Following a failure to resolve feuds within the DP, a section of DP members utilized the disagreements between the DP and the IPC to gain leverage by using the IPC as an alternative force to front their interests. The need to tailor their interests to suit the demands of their electorate in Buganda elicited the formation of Ssuubi to isolate Norbert Mao as guarantor of the interests of Buganda.
Bearing in mind the unquestionable authority of the Kabaka in rural Buganda and utilizing the recognition and wide popularity of Daniel Muliika a radical former premier , the vocal Betty Nambooze and Medard Ssegonna, the IPC’s formation of Ssuubi 2011 was meant in all manners and purposes to resuscitate the Kabaka Yekka conditions under which the Kbaka wish or pleasing holds supremacy over the interests of modern political party activity. In this instance Ssuubi 2011, is a mutation of the Kabaka Yekka which was formed from the Kakamega Club, an exclusive inner circle of the Kabaka’s close confidantes and friends.

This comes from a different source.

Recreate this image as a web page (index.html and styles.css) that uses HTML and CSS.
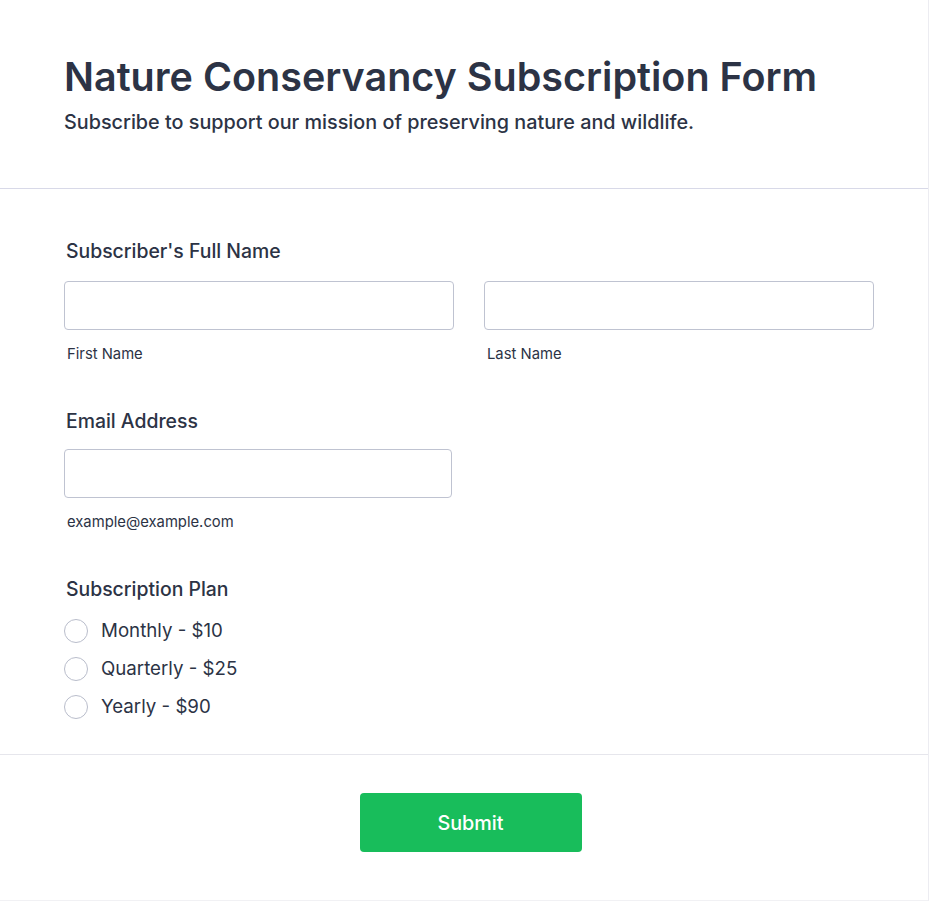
FILE: index.html
```html
<!DOCTYPE html>
<html lang="en">
<head>
<meta charset="utf-8">
<title>Nature Conservancy Subscription Form</title>
<link rel="stylesheet" href="styles.css">
</head>
<body>
<div class="card">
  <header class="header">
    <h1 class="title">Nature Conservancy Subscription Form</h1>
    <p class="subtitle">Subscribe to support our mission of preserving nature and wildlife.</p>
  </header>
  <form class="form">
    <div class="field">
      <div class="label">Subscriber's Full Name</div>
      <div class="name-grid">
        <div class="sub-field">
          <input class="input" type="text">
          <div class="sublabel">First Name</div>
        </div>
        <div class="sub-field">
          <input class="input" type="text">
          <div class="sublabel">Last Name</div>
        </div>
      </div>
    </div>
    <div class="field">
      <div class="label tight">Email Address</div>
      <div class="sub-field email">
        <input class="input" type="email">
        <div class="sublabel">example@example.com</div>
      </div>
    </div>
    <div class="field last">
      <div class="label">Subscription Plan</div>
      <div class="radios">
        <label class="radio"><span class="circle"></span><span class="radio-text">Monthly - $10</span></label>
        <label class="radio"><span class="circle"></span><span class="radio-text">Quarterly - $25</span></label>
        <label class="radio"><span class="circle"></span><span class="radio-text">Yearly - $90</span></label>
      </div>
    </div>
  </form>
  <div class="footer">
    <button class="submit" type="button">Submit</button>
  </div>
</div>
</body>
</html>
```

FILE: styles.css
```css
* { box-sizing: border-box; }
html, body { margin: 0; padding: 0; background: #ffffff; }
body {
  font-family: Inter, "Noto Sans", sans-serif;
  color: #2c3345;
}
.card {
  width: 929px;
  min-height: 901px;
  border-right: 1px solid #ececf1;
  border-bottom: 1px solid #f1f1f4;
  background: #fff;
}
.header {
  padding: 55px 54px 54px 64px;
  border-bottom: 1px solid #d8d9e8;
}
.title {
  margin: 0;
  font-size: 39.5px;
  line-height: 44px;
  font-weight: 600;
  color: #2c3345;
}
.subtitle {
  margin: 11px 0 0;
  font-size: 19.8px;
  line-height: 24px;
  font-weight: 500;
  color: #2c3345;
}
.form {
  padding: 50px 54px 0 64px;
}
.field {
  padding-bottom: 46px;
}
.field.last { padding-bottom: 35px; }
.label {
  font-size: 19.4px;
  line-height: 24px;
  font-weight: 500;
  padding-left: 2px;
  margin-bottom: 18px;
}
.label.tight { margin-bottom: 16px; }
.name-grid {
  display: grid;
  grid-template-columns: 1fr 1fr;
  column-gap: 30px;
}
.email { width: 388px; }
.input {
  display: block;
  width: 100%;
  height: 49px;
  border: 1px solid #bfc3d1;
  border-radius: 4px;
  background: #fff;
  margin: 0;
  padding: 0 12px;
  font: inherit;
}
.sublabel {
  margin-top: 15px;
  padding-left: 3px;
  font-size: 14.8px;
  line-height: 18px;
  color: #2c3345;
}
.radios {
  display: flex;
  flex-direction: column;
  gap: 14px;
}
.radio {
  display: flex;
  align-items: center;
  gap: 13px;
  height: 24px;
}
.circle {
  width: 24px;
  height: 24px;
  border: 1px solid #b9bdcb;
  border-radius: 50%;
  background: #fff;
  flex: none;
}
.radio-text {
  font-size: 18.7px;
  line-height: 24px;
  color: #2c3345;
}
.footer {
  border-top: 1px solid #e6e6ec;
  padding: 38px 54px 48px 67px;
  display: flex;
  justify-content: center;
}
.submit {
  width: 222px;
  height: 59px;
  background: #18bd5b;
  border: none;
  border-radius: 4px;
  color: #fff;
  font-family: Inter, "Noto Sans", sans-serif;
  font-size: 19.8px;
  font-weight: 500;
  cursor: pointer;
}
```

But the hopes of the 800-year old Kingdom appear enormous to rest on the shoulders of a loose coalition of political forces even when these forces have the confidence of a monarch. Not so possible especially when the forces have only allied for a year against an antagonistic force that has ruled for the last quarter of a century. This is however not to appear pessimistic, true that the Ssuubi members will be able to gain parliamentary seats but even when all the 80 Buganda seats in Parliament are held by the IPC it will be no match for the over 200 NRM MPs.

It rests therefore that for as long as Mr. Museveni wins the executive position, the Ssuubi project will remain a total failure. What will happen to the aspirations of a Kingdom in the event of putting all its eggs in a basket with a hole.
Will it signify the defeat of the Kabaka?